<<<<

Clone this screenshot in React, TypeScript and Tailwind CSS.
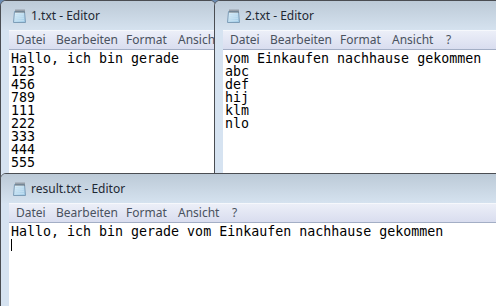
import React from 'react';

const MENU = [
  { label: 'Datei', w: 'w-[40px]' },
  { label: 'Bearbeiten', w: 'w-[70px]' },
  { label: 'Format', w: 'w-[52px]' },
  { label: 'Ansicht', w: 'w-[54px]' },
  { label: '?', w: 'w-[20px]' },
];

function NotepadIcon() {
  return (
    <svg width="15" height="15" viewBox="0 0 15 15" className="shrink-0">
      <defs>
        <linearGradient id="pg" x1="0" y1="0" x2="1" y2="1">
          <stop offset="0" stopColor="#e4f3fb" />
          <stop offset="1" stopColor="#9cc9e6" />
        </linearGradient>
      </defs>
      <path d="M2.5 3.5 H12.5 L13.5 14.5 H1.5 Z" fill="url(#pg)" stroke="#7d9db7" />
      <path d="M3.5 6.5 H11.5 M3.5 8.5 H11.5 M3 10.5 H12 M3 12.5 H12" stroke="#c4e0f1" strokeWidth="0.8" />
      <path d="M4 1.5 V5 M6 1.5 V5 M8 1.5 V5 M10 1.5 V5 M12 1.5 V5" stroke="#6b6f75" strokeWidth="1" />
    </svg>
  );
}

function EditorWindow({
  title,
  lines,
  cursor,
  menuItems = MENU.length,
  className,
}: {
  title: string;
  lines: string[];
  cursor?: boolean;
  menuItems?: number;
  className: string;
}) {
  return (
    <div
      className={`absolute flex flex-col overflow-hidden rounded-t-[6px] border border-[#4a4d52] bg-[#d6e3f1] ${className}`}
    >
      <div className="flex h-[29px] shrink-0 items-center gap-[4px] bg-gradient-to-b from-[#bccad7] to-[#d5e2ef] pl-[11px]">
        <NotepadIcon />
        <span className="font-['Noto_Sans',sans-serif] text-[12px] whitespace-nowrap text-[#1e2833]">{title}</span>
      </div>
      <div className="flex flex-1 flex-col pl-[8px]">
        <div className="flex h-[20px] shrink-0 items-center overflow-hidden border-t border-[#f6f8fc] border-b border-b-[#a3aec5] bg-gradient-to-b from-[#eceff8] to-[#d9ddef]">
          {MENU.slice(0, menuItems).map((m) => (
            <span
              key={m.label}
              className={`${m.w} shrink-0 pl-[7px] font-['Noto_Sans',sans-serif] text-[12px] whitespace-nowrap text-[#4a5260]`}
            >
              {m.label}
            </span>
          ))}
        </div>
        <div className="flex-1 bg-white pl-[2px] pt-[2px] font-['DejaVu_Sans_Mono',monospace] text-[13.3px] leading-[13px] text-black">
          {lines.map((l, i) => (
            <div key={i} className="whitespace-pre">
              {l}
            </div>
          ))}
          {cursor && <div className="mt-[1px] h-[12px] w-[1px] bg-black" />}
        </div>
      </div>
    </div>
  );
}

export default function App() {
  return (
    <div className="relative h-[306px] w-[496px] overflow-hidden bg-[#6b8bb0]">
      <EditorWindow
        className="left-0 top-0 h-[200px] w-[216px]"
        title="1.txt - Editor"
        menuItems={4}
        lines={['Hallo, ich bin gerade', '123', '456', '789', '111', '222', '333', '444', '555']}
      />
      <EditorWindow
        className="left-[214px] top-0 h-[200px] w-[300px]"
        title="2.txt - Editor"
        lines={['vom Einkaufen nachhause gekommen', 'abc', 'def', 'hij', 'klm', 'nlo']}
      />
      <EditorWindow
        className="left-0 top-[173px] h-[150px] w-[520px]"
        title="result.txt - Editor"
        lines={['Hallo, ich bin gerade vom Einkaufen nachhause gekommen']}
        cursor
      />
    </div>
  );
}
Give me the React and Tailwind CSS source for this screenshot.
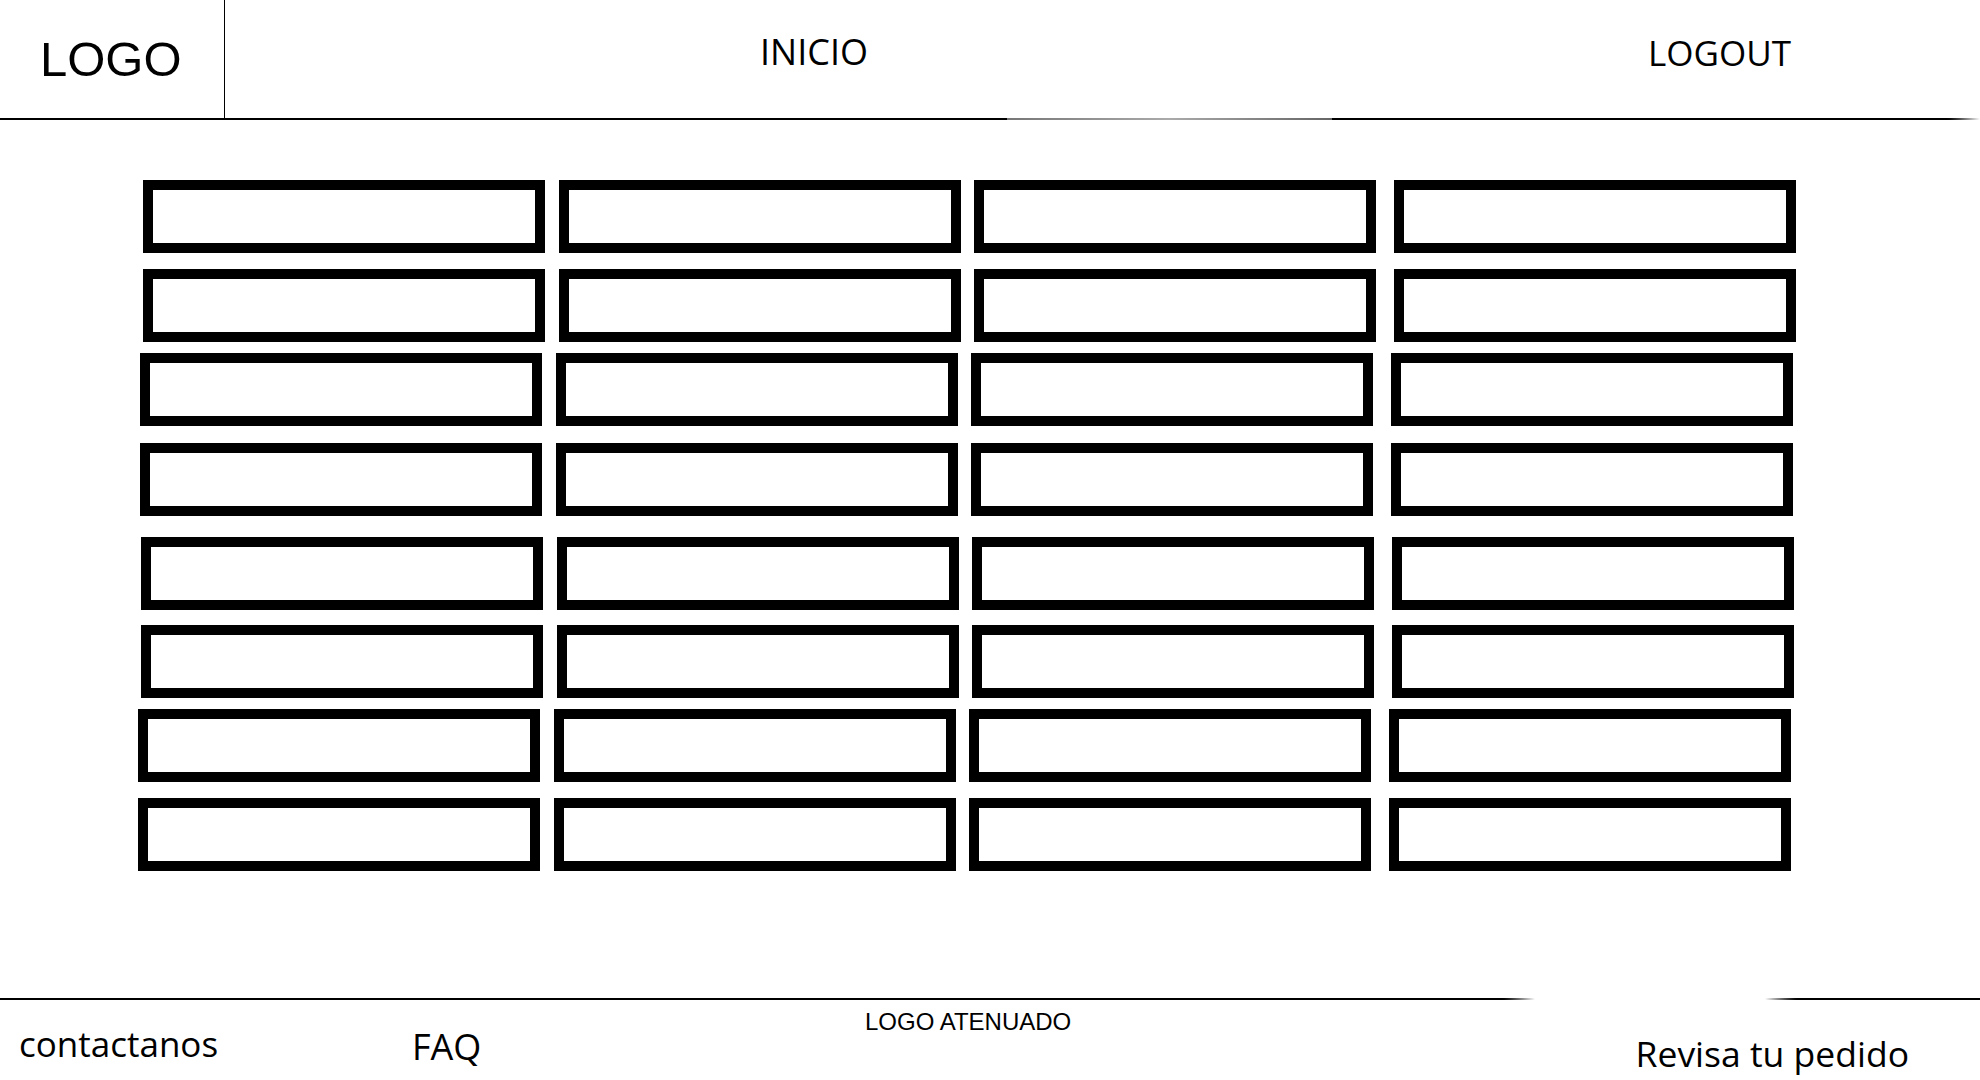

>>>>

_Exercise directions_
Reproduce all entries exactly. Pictures do not belong in the copy.

_Result of this exercise_
Clone this screenshot in React, TypeScript and Tailwind CSS.
import React from 'react';

const MENU = [
  { label: 'Datei', w: 'w-[40px]' },
  { label: 'Bearbeiten', w: 'w-[70px]' },
  { label: 'Format', w: 'w-[52px]' },
  { label: 'Ansicht', w: 'w-[54px]' },
  { label: '?', w: 'w-[20px]' },
];

function NotepadIcon() {
  return (
    <svg width="15" height="15" viewBox="0 0 15 15" className="shrink-0">
      <defs>
        <linearGradient id="pg" x1="0" y1="0" x2="1" y2="1">
          <stop offset="0" stopColor="#e4f3fb" />
          <stop offset="1" stopColor="#9cc9e6" />
        </linearGradient>
      </defs>
      <path d="M2.5 3.5 H12.5 L13.5 14.5 H1.5 Z" fill="url(#pg)" stroke="#7d9db7" />
      <path d="M3.5 6.5 H11.5 M3.5 8.5 H11.5 M3 10.5 H12 M3 12.5 H12" stroke="#c4e0f1" strokeWidth="0.8" />
      <path d="M4 1.5 V5 M6 1.5 V5 M8 1.5 V5 M10 1.5 V5 M12 1.5 V5" stroke="#6b6f75" strokeWidth="1" />
    </svg>
  );
}

function EditorWindow({
  title,
  lines,
  cursor,
  menuItems = MENU.length,
  className,
}: {
  title: string;
  lines: string[];
  cursor?: boolean;
  menuItems?: number;
  className: string;
}) {
  return (
    <div
      className={`absolute flex flex-col overflow-hidden rounded-t-[6px] border border-[#4a4d52] bg-[#d6e3f1] ${className}`}
    >
      <div className="flex h-[29px] shrink-0 items-center gap-[4px] bg-gradient-to-b from-[#bccad7] to-[#d5e2ef] pl-[11px]">
        <NotepadIcon />
        <span className="font-['Noto_Sans',sans-serif] text-[12px] whitespace-nowrap text-[#1e2833]">{title}</span>
      </div>
      <div className="flex flex-1 flex-col pl-[8px]">
        <div className="flex h-[20px] shrink-0 items-center overflow-hidden border-t border-[#f6f8fc] border-b border-b-[#a3aec5] bg-gradient-to-b from-[#eceff8] to-[#d9ddef]">
          {MENU.slice(0, menuItems).map((m) => (
            <span
              key={m.label}
              className={`${m.w} shrink-0 pl-[7px] font-['Noto_Sans',sans-serif] text-[12px] whitespace-nowrap text-[#4a5260]`}
            >
              {m.label}
            </span>
          ))}
        </div>
        <div className="flex-1 bg-white pl-[2px] pt-[2px] font-['DejaVu_Sans_Mono',monospace] text-[13.3px] leading-[13px] text-black">
          {lines.map((l, i) => (
            <div key={i} className="whitespace-pre">
              {l}
            </div>
          ))}
          {cursor && <div className="mt-[1px] h-[12px] w-[1px] bg-black" />}
        </div>
      </div>
    </div>
  );
}

export default function App() {
  return (
    <div className="relative h-[306px] w-[496px] overflow-hidden bg-[#6b8bb0]">
      <EditorWindow
        className="left-0 top-0 h-[200px] w-[216px]"
        title="1.txt - Editor"
        menuItems={4}
        lines={['Hallo, ich bin gerade', '123', '456', '789', '111', '222', '333', '444', '555']}
      />
      <EditorWindow
        className="left-[214px] top-0 h-[200px] w-[300px]"
        title="2.txt - Editor"
        lines={['vom Einkaufen nachhause gekommen', 'abc', 'def', 'hij', 'klm', 'nlo']}
      />
      <EditorWindow
        className="left-0 top-[173px] h-[150px] w-[520px]"
        title="result.txt - Editor"
        lines={['Hallo, ich bin gerade vom Einkaufen nachhause gekommen']}
        cursor
      />
    </div>
  );
}
Give me the React and Tailwind CSS source for this screenshot.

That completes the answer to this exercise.